# INFORMATION PROVIDED
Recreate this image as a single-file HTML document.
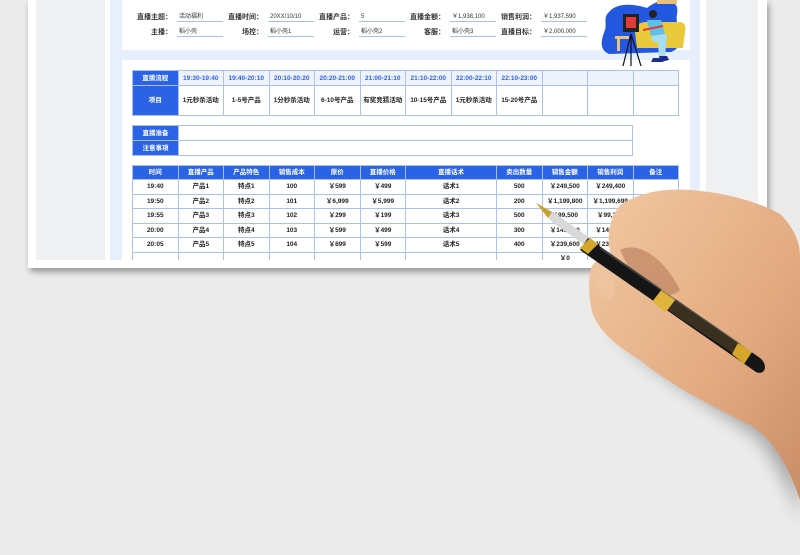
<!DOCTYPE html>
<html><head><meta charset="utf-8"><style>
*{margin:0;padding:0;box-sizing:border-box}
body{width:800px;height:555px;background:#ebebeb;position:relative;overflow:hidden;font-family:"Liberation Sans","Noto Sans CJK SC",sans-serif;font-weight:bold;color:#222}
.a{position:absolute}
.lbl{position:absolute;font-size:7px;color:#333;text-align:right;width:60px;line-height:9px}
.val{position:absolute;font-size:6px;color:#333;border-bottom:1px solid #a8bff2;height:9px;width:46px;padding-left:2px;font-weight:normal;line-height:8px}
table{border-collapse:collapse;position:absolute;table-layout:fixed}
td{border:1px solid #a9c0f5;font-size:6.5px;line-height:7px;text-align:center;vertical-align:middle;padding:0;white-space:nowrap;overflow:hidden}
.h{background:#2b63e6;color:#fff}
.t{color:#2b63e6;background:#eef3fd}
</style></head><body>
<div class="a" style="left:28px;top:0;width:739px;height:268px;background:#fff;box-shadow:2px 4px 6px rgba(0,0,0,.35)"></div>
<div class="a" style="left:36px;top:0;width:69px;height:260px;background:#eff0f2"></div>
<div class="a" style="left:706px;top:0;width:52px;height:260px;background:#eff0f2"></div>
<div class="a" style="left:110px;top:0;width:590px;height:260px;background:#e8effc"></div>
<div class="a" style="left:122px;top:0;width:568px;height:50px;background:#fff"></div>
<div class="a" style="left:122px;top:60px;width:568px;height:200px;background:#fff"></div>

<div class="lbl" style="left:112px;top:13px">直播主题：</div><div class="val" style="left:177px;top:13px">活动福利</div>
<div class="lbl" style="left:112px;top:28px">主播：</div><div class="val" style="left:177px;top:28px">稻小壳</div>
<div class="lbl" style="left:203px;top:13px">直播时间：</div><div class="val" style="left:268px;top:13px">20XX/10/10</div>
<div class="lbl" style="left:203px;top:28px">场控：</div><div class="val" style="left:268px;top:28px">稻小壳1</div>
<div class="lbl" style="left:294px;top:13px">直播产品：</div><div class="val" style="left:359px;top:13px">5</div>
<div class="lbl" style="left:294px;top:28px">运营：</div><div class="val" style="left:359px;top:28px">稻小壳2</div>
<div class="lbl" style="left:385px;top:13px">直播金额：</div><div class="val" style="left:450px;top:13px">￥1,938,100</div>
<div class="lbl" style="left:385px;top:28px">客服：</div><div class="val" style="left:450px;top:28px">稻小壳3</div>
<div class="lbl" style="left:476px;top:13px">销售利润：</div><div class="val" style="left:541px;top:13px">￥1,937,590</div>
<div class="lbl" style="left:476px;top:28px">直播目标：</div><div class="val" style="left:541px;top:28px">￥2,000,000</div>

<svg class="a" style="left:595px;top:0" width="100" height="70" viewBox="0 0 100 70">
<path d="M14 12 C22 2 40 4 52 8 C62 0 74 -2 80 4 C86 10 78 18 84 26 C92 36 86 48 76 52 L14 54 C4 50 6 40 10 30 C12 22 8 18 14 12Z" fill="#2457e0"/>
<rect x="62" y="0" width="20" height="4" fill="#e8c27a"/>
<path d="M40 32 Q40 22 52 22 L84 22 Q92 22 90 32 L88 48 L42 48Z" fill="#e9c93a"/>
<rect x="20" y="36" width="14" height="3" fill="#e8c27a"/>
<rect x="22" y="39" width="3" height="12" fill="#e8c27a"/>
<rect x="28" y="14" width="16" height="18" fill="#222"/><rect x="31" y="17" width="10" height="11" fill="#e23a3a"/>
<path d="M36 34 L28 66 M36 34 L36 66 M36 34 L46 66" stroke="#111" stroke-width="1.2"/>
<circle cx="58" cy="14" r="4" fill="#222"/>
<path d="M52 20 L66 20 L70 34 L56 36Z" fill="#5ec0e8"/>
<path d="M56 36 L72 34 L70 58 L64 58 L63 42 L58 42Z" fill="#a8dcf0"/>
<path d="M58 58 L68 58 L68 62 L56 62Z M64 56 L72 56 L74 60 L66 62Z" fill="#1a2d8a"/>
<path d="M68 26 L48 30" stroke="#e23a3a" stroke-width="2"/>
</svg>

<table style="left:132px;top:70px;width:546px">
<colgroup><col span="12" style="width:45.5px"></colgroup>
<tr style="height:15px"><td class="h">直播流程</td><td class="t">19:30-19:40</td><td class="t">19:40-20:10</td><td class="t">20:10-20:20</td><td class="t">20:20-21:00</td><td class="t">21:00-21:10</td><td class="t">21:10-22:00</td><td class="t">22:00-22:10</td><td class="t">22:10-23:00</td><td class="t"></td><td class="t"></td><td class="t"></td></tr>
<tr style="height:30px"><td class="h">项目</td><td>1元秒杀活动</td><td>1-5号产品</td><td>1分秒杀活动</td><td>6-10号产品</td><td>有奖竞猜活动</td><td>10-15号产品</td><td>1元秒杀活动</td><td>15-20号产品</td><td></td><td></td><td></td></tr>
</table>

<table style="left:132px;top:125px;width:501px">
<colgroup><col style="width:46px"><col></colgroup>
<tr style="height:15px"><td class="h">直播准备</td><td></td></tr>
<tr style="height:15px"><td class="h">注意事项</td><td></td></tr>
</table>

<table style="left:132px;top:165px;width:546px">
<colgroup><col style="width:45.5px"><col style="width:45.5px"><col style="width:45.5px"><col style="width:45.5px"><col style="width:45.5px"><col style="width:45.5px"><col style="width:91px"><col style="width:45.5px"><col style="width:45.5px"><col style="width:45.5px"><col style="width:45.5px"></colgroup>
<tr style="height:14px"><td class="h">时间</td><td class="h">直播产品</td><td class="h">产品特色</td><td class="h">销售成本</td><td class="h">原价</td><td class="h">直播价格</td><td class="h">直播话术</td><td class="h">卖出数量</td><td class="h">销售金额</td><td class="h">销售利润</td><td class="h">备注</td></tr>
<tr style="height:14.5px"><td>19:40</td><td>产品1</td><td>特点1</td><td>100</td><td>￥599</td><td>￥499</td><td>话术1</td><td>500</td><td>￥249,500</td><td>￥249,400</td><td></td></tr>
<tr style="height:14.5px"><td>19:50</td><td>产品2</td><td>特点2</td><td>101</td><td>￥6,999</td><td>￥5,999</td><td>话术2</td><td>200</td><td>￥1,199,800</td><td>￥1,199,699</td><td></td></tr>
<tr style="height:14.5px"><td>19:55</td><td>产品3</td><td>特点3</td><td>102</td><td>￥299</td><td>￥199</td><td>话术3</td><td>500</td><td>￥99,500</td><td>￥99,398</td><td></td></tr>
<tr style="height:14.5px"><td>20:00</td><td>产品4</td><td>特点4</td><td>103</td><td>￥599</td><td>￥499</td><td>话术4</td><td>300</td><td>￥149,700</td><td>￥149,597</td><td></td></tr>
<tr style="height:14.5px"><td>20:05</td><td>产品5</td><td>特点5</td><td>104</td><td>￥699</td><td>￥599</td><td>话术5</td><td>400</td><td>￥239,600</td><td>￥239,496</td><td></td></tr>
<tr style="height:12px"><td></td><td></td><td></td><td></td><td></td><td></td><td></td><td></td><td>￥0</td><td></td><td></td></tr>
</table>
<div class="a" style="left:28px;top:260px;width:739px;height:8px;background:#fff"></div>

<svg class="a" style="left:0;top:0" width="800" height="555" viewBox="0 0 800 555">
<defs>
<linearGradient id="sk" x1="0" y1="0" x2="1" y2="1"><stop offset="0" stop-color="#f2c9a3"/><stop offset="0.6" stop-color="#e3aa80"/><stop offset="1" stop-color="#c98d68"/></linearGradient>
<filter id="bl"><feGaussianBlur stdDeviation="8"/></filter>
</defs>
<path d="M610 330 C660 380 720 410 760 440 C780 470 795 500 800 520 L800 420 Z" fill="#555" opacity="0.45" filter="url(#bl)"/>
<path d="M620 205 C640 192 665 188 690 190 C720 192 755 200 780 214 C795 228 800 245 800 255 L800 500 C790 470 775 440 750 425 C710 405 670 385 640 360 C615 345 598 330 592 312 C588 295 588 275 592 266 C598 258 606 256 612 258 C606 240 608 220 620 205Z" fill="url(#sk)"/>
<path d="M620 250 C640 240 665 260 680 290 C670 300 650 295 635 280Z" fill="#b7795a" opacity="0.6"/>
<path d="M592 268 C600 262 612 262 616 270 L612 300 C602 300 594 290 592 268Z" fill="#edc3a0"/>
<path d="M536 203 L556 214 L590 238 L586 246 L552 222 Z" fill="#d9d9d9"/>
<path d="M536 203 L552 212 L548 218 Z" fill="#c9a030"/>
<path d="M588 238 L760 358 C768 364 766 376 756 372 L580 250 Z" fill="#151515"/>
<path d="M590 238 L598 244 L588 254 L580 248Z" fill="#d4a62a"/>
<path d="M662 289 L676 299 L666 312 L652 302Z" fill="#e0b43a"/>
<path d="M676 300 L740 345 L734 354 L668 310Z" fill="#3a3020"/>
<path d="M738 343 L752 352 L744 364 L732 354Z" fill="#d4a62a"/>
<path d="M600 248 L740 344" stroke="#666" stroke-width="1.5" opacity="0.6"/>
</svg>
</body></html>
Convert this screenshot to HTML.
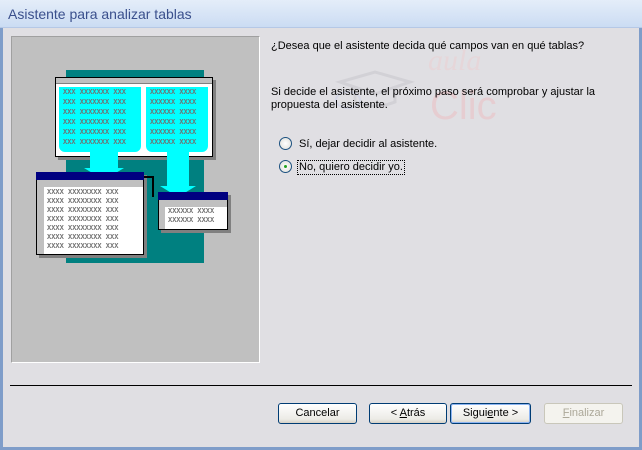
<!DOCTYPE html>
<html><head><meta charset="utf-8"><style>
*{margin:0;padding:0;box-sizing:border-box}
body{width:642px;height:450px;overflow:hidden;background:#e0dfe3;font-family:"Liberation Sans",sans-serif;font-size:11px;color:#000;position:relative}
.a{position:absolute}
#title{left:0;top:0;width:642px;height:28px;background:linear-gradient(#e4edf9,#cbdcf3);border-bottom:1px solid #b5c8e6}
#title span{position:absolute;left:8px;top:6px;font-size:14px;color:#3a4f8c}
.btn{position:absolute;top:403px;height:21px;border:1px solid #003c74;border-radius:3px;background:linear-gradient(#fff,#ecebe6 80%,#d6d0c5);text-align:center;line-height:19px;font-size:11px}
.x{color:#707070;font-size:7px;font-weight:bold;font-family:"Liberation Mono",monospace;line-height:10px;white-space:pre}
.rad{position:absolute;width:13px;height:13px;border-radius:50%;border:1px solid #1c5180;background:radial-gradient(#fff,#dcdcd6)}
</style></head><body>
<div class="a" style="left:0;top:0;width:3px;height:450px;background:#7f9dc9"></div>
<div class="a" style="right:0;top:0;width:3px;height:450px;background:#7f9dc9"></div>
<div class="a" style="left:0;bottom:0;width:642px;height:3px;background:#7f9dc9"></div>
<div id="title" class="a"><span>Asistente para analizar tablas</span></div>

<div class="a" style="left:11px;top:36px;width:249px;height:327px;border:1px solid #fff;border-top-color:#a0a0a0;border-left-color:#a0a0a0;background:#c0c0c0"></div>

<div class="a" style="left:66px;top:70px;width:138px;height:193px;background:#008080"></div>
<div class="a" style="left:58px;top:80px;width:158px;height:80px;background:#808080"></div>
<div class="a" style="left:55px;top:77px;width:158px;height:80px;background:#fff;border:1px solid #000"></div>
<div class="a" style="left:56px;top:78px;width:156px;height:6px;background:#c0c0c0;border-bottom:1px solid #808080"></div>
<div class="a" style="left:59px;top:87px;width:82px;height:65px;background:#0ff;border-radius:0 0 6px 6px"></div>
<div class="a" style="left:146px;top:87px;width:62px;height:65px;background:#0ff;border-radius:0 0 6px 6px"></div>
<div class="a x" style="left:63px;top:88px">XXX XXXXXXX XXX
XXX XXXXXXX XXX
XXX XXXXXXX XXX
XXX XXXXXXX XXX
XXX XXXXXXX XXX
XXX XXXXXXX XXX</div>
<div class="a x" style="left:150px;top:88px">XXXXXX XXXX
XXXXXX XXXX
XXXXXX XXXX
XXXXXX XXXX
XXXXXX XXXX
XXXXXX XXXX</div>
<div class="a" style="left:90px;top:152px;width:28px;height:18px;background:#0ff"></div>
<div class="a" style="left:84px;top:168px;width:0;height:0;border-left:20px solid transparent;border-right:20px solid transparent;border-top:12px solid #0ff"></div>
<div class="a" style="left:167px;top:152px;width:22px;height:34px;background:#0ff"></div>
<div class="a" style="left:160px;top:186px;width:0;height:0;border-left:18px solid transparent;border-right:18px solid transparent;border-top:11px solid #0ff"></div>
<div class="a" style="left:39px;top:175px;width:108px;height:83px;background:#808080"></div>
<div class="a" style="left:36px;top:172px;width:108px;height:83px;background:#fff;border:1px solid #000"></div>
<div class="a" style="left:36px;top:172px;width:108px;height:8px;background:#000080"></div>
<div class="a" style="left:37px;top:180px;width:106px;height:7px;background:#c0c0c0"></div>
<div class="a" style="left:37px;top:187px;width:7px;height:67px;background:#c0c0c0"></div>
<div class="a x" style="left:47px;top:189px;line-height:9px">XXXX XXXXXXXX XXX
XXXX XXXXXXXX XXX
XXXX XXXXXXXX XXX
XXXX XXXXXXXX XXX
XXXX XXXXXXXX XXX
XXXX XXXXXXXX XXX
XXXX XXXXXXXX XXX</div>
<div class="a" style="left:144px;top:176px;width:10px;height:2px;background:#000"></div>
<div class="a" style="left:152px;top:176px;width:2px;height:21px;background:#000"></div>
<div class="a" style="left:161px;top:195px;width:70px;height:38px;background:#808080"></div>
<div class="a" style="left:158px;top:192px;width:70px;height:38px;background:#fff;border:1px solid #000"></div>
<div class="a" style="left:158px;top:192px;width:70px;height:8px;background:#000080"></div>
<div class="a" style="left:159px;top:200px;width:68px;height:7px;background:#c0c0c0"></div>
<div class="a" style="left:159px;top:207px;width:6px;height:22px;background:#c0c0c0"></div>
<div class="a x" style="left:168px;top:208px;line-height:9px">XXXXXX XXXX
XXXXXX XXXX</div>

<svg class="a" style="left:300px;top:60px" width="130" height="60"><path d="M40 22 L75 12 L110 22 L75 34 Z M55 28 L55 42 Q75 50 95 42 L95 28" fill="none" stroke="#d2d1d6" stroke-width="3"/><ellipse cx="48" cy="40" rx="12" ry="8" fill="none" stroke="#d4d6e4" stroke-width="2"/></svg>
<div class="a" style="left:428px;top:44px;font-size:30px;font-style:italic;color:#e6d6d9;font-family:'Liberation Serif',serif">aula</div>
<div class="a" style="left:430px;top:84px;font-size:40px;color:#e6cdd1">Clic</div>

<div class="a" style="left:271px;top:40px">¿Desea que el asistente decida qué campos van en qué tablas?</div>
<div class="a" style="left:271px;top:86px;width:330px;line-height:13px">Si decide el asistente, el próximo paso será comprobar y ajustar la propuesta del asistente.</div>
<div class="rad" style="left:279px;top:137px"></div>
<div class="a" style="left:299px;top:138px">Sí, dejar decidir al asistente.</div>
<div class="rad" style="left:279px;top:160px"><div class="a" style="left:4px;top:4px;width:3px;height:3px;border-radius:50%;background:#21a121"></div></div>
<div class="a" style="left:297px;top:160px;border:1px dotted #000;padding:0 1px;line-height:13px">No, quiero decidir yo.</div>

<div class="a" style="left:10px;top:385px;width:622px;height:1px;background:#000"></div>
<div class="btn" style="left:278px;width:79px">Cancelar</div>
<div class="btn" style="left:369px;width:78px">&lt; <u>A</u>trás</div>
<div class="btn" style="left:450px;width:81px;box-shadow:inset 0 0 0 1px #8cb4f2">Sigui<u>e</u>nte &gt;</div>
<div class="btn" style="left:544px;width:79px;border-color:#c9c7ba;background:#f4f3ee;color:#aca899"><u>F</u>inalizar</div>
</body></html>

# TASK OBJECTIVE
Each line that holds the word "this" is to be copied.

# OUTPUT BELOW
Recreate this image as a single-file HTML document.
Convert this screenshot to HTML.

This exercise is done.